Dying and living with contradictory convictions

by Ken Howcroft.

There is a beautiful prayer at the end of some of the funeral services in The Methodist Worship Book (1999) (eg para 19E on p. 459).

Bring us, Lord our God,
at our last awakening,
into the house and gate of heaven,
to enter into that gate,
and dwell in that house,
where there shall be
no darkness nor dazzling,
but one equal light;
no noise nor silence,
but one equal music;
no fears nor hopes,
but one equal possession;
no ends nor beginnings,
but one equal eternity;
in the habitation of your glory and dominion,
world without end. Amen.

That prayer is based on a section of a sermon preached by John Donne in Whitehall on 29 February 1628. The text reads   

… They shall awake as Jacob did, and say as Jacob said Surely the Lord is in this place and this is no other but the house of God, and the gate of heaven, And into that gate they shall enter, and in that house they shall dwell, where there shall be no Cloud nor Sun, no darkness nor dazzling, but one equal light, no noise nor silence, but one equal music, no fears nor hopes but one equal possession, no foes nor friends, but one equal communion and identity, no ends nor beginnings but one equal eternity…

So far as I can discover it was edited into a prayer by the Anglican Eric Milner-White, who also developed the service of Nine Lessons and Carols for King’s College, Christmas. It appears in number 59 of the fourth edition of After the Third Collect (Mowbray, 1952) which he edited. The Worship Book seems to take over this version directly.

The opening and closing phrases of the prayer have clearly been introduced to turn Donne’s phrases into a prayer. What interests me though is one phrase of Donne’s that Milner-White and therefore the Worship Book omit, “no friends or foes but one equal communion and identity”. Was that considered wrong or simply unsuitable because it made people feel too uncomfortable?

All of Donne’s images seem to be saying that God’s love or ‘heaven’ holds together what we might call binary opposites or contradictory convictions and experiences in a way that makes them complementary to each other and eventually transcends them. But if that is what God’s love is like, we cannot leave it all to whatever we imagine happens as and after we die. If Jesus embodies or incarnates what this love of God is like in his earthly ministry and in his death and resurrection, so as we are drawn into becoming his body here on earth and start to develop ‘his mind in us’, we ought to be practicing and modelling it so far as we are able in our lives and in the life of the world around us. Doing so is much needed in a time when problems resulting from climate change, war, migration, poverty seem to be symptoms of an increasingly broken and fragmenting world; a time when all conversation about them is politicised and then polarised and reduced to wars of personality cults; and a time when even the life of churches is more absorbed by conflict within each denomination than differences between them.
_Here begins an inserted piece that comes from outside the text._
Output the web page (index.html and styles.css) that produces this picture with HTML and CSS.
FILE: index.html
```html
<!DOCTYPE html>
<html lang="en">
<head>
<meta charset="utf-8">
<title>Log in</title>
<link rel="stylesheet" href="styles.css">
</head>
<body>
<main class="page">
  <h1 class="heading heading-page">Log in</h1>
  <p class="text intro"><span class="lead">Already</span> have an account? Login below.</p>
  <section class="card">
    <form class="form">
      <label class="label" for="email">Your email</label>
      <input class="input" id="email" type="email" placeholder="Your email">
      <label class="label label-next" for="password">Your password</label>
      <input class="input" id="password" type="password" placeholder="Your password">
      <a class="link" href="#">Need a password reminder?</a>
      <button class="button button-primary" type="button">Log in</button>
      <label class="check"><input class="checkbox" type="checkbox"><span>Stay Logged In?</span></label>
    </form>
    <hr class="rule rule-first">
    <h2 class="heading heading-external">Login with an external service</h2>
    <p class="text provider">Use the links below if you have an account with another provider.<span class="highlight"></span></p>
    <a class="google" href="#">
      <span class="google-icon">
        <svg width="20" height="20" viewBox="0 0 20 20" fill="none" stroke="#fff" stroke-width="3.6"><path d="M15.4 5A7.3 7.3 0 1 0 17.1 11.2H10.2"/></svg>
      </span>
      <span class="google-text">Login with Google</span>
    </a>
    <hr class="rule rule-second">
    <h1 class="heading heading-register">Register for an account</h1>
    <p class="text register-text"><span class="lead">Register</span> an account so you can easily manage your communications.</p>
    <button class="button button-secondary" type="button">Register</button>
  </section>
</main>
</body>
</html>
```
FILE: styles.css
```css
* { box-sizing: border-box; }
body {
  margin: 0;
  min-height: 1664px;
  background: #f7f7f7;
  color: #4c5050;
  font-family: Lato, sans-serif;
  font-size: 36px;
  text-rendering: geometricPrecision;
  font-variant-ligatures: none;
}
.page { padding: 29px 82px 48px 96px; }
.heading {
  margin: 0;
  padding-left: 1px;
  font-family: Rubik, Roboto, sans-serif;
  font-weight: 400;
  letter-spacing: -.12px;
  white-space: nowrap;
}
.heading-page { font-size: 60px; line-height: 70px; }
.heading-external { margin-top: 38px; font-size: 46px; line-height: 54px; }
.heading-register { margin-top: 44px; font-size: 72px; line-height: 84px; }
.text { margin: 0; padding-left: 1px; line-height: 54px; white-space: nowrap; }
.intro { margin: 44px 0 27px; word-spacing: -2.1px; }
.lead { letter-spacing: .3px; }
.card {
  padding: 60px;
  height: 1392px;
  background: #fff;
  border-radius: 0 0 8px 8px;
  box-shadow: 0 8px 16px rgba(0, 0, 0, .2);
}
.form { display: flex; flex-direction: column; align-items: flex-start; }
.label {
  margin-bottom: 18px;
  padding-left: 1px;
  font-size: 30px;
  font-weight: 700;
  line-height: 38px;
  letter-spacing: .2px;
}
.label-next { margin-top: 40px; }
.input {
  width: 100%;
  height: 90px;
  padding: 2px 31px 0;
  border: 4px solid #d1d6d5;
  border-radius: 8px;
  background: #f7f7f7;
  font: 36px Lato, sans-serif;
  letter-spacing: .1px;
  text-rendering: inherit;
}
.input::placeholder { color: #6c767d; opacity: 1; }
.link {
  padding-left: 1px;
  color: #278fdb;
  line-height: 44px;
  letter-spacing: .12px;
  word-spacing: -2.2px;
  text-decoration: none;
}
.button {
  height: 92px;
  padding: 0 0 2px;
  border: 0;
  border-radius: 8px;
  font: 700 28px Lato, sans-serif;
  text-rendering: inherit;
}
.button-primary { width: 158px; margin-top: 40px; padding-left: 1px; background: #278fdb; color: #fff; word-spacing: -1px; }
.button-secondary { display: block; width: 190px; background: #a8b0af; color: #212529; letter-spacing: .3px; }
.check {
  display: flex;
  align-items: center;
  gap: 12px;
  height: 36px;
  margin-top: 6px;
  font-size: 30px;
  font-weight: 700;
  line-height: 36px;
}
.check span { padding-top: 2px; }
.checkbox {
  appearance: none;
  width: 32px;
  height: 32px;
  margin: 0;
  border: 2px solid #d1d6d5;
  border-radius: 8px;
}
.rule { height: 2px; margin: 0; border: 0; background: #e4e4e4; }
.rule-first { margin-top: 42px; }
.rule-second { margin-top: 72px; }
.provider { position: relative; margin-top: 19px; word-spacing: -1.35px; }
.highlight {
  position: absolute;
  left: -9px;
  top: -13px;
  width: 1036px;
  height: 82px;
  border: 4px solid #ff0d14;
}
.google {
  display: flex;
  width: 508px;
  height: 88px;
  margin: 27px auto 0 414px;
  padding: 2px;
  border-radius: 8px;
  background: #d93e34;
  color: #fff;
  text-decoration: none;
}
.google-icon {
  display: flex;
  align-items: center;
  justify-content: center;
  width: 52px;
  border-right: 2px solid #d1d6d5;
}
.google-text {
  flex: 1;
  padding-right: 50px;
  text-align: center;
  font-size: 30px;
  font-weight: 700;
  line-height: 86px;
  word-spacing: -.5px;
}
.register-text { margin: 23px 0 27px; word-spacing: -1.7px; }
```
Do we have to learn again how to stand for truth and at the same time love those who do not see truth as we do? Do we have to relearn how to love both friend and foe alike, recognising that God loves them both, and also recognising that love means being open to perceive God in them all, to celebrate God in them all, and to receive from God through them all? As we hold both friend and foe together, and allow ourselves to be transformed and transcended with them, we shall discover, says Donne, an equal communion and identity. This is the only example he gives which has a double emphasis. It is about how the one and the many belong together. We live in a world where everything, including faith, is increasingly individualised, privatised and interiorised. That potentially skews any thinking about ‘identity’. Amongst the most radical statements in God in Love Unites Us were the opening ones that God has made us (in God’s image) to be in relationships (to relate to God and to relate to others) and to relate as sexual beings (including aspects of sex, gender and sexuality). So we find our identity in and through communion, including the communion of saints.
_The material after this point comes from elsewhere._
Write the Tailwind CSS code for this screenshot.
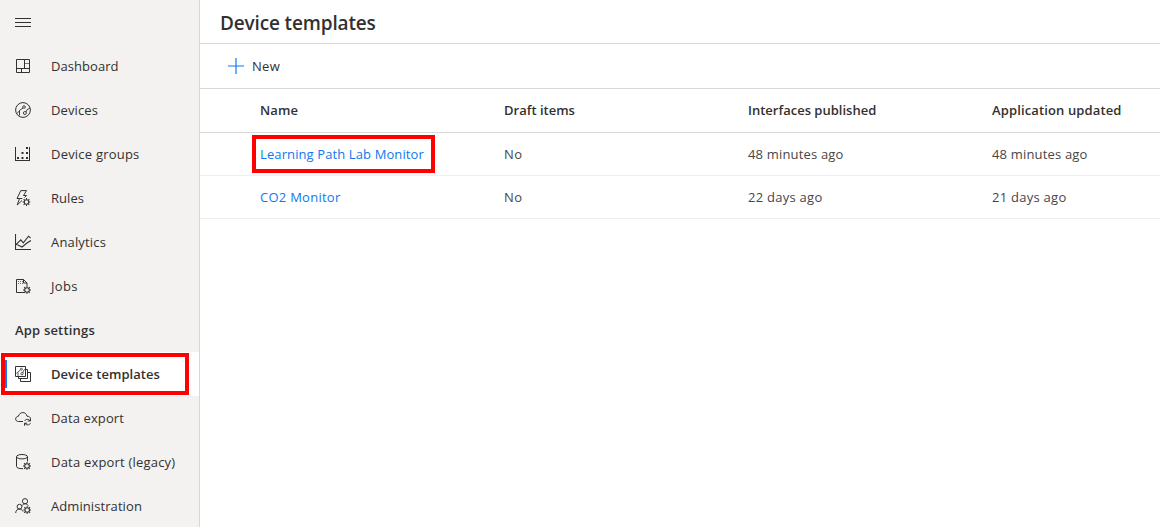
<!DOCTYPE html>
<html lang="en">
<head>
<meta charset="utf-8">
<title>Device templates</title>
<script src="https://cdn.jsdelivr.net/npm/@tailwindcss/browser@4"></script>
</head>
<body class="flex h-[527px] w-[1160px] overflow-hidden bg-white font-['Open_Sans','Noto_Sans',sans-serif] text-[13px] leading-5 text-[#323130]">
<svg class="hidden">
  <symbol id="gear" viewBox="0 0 7 7">
    <circle cx="3.5" cy="3.5" r="2" fill="none" stroke="currentColor" stroke-width=".9"/>
    <path d="M3.5 0v1.4M3.5 5.6V7M0 3.500h1.400M5.600 3.500H7M1 1l1 1M5 5l1 1M6 1L5 2M2 5L1 6" stroke="currentColor" stroke-width=".9"/>
  </symbol>
</svg>
<nav class="relative h-[528px] w-[200px] shrink-0 border-r border-[#d8d7d6] bg-[#f3f2f1]">
  <div class="flex h-11 items-center pl-[15px]">
    <svg class="size-4" viewBox="0 0 16 16" stroke="currentColor"><path d="M0 4.5h16M0 8.5h16M0 12.5h16"/></svg>
  </div>
  <div class="flex h-11 items-center gap-5 pl-[15px]">
    <svg class="size-4" viewBox="0 0 16 16" fill="none" stroke="currentColor"><path d="M1.5 1.5h13v13h-13zM1 10.5h14M9.500 1v9.500M6.500 10.500v4"/><path d="M9.500 5.500h5" stroke-opacity=".65"/></svg>
    <span class="tracking-[0.05px]">Dashboard</span>
  </div>
  <div class="flex h-11 items-center gap-5 pl-[15px]">
    <svg class="size-4" viewBox="0 0 16 16" fill="none" stroke="currentColor"><circle cx="8" cy="8" r="7.4"/><g stroke-width=".9"><circle cx="9" cy="5" r="1.300"/><circle cx="9.900" cy="11" r="1.500"/><path d="M8 6L4.500 8.300v5.200M4.500 8.800L2 11.500M11 10l1-2.300 3-1.700"/></g></svg>
    <span class="tracking-[0.11px]">Devices</span>
  </div>
  <div class="flex h-11 items-center gap-5 pl-[15px]">
    <svg class="size-4" viewBox="0 0 16 16" fill="currentColor"><path d="M0 1h1v13h13V1h1v14H0zM2 11h2v2H2zM6.500 11h2v2h-2zM11 11h2v2h-2zM6.500 6h2v2h-2zM11 6h2v2h-2zM11 1h2v2h-2z"/></svg>
    <span class="tracking-[0.21px]">Device groups</span>
  </div>
  <div class="flex h-11 items-center gap-5 pl-[15px]">
    <svg class="size-4" viewBox="0 0 16 16" fill="none" stroke="currentColor"><path d="M11.500.600H5.800L2 8.500h2.500L2.200 15l4.800-4.500M11.500.600L8.500 5.500h3L9.500 7.600M4.500 8.500h2.800"/><use href="#gear" x="7.500" y="8" width="8" height="8"/></svg>
    <span class="tracking-[0.05px]">Rules</span>
  </div>
  <div class="flex h-11 items-center gap-5 pl-[15px]">
    <svg class="size-4" viewBox="0 0 16 16" fill="none" stroke="currentColor" stroke-width="1.100"><path d="M.500 0v15.500H16M.800 10.800l5-5 2.500 3L13.500 2.200l2 1.800M1 10l2.500 1.300L7 13l5-4 4-2.500"/></svg>
    <span class="tracking-[0.16px]">Analytics</span>
  </div>
  <div class="flex h-11 items-center gap-5 pl-[15px]">
    <svg class="size-4" viewBox="0 0 16 16" fill="none" stroke="currentColor"><path d="M9 14.500H1.500v-13h7l3.500 3.500v3M8.500 1.500V5H12"/><path d="M3 3.500h5M3 5.500h5" stroke-dasharray="1 1" stroke-opacity=".7"/><use href="#gear" x="8" y="8" width="8" height="8"/></svg>
    <span class="tracking-[0.3px]">Jobs</span>
  </div>
  <div class="flex h-11 items-center pl-[15px] font-semibold tracking-[0.19px]">App settings</div>
  <div class="relative flex h-11 items-center gap-5 bg-white pl-[15px] font-semibold">
    <div class="absolute left-[5px] top-2 h-7 w-[2px] bg-[#0f78f0]"></div>
    <svg class="size-4" viewBox="0 0 16 16" fill="none" stroke="currentColor"><path d="M.500.500h10v10H.500zM3.500 11v1.500h9V3.500H11M5.500 13v2.500h10V6.500H13"/><g stroke-width=".8"><circle cx="6.400" cy="3.200" r="1"/><circle cx="7" cy="7.700" r="1.200"/><path d="M5.500 4L1.300 7.400M3 6.500v4M7.800 6.900l.700-2.400 2-1.500"/></g></svg>
    <span class="tracking-[0.05px]">Device templates</span>
    <div class="absolute left-[1px] top-[1px] h-[42px] w-[188px] border-4 border-[#ff0000]"></div>
  </div>
  <div class="flex h-11 items-center gap-5 pl-[15px]">
    <svg class="size-4" viewBox="0 0 16 16" fill="none" stroke="currentColor"><path d="M8 11.500H3.500C-.300 11.500-.300 6.500 3.500 6.200 4.500 1.500 11 1.200 12 6.200c2 0 3.500 1 3.500 2.500"/><path d="M9.500 11c1-2 4.500-2.400 5.700 0M15.500 8.500V11h-2.700M15.500 13.200c-1 2-4.500 2.400-5.700 0M9.500 15.700v-2.500h2.700"/></svg>
    <span class="tracking-[0.12px]">Data export</span>
  </div>
  <div class="flex h-11 items-center gap-5 pl-[15px]">
    <svg class="size-4" viewBox="0 0 16 16" fill="none" stroke="currentColor"><ellipse cx="7" cy="2.700" rx="5.500" ry="2.200"/><path d="M1.500 2.700v9.800c0 1.300 2.500 2.200 5.500 2.200h1M12.500 2.700V7.500"/><use href="#gear" x="8" y="8" width="8" height="8"/></svg>
    <span class="tracking-[0.2px]">Data export (legacy)</span>
  </div>
  <div class="flex h-11 items-center gap-5 pl-[15px]">
    <svg class="size-4" viewBox="0 0 16 16" fill="none" stroke="currentColor"><circle cx="10" cy="3.200" r="2.600"/><circle cx="4.500" cy="8.700" r="2.400"/><path d="M.700 15c.100-5 6.300-5 7.200-1.500M7 7.700C8.500 5 12.300 5.500 13.200 7.700"/><use href="#gear" x="8.200" y="8" width="8" height="8"/></svg>
    <span class="tracking-[0.08px]">Administration</span>
  </div>
</nav>
<main class="flex min-w-0 flex-1 flex-col">
  <h1 class="flex h-11 items-center border-b border-[#d8d7d6] pl-5 pt-[3px] text-[19px] font-semibold tracking-[-0.15px]">Device templates</h1>
  <div class="flex h-[45px] items-center gap-2 border-b border-[#d8d7d6] pl-7">
    <svg class="size-4" viewBox="0 0 16 16" stroke="#0f78f0"><path d="M0 8h16M8 0v16" stroke-width="1.200"/></svg>
    <span class="tracking-[0.28px]">New</span>
  </div>
  <div class="grid h-11 grid-cols-[244px_244px_244px_1fr] items-center border-b border-[#d8d7d6] pb-px pl-[60px] font-semibold">
    <span class="tracking-[0.1px]">Name</span><span>Draft items</span><span>Interfaces published</span><span class="tracking-[0.13px]">Application updated</span>
  </div>
  <div class="relative grid h-[43px] grid-cols-[244px_244px_244px_1fr] items-center border-b border-[#f0efee] pl-[60px] tracking-[0.17px] text-[#484644]">
    <a class="tracking-[0.11px] text-[#0f78f0]">Learning Path Lab Monitor</a><span class="tracking-[0.4px]">No</span><span>48 minutes ago</span><span>48 minutes ago</span>
    <div class="absolute left-[52px] top-[2px] h-[38px] w-[183px] border-4 border-[#ff0000]"></div>
  </div>
  <div class="grid h-[43px] grid-cols-[244px_244px_244px_1fr] items-center border-b border-[#f0efee] pl-[60px] tracking-[0.26px] text-[#484644]">
    <a class="text-[#0f78f0]">CO2 Monitor</a><span class="tracking-[0.4px]">No</span><span>22 days ago</span><span>21 days ago</span>
  </div>
</main>
</body>
</html>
4 thoughts on “Dying and living with contradictory convictions”

  1. Thank you Ken for presenting us with these wonderful words! For me that last paragraph and the words “no friends or foes but one equal communion and identity” reflected the sense of the universal nature of God’s love for all people. I found the same ideas in “The Universal Christ” by Richard Rohr. This makes sense, but could we go further and cast doubt on the idea of individual salvation, individual piety, religious contemplative practices, redemption and atonement, in fact any suggestion that we can have an individual relationship with God?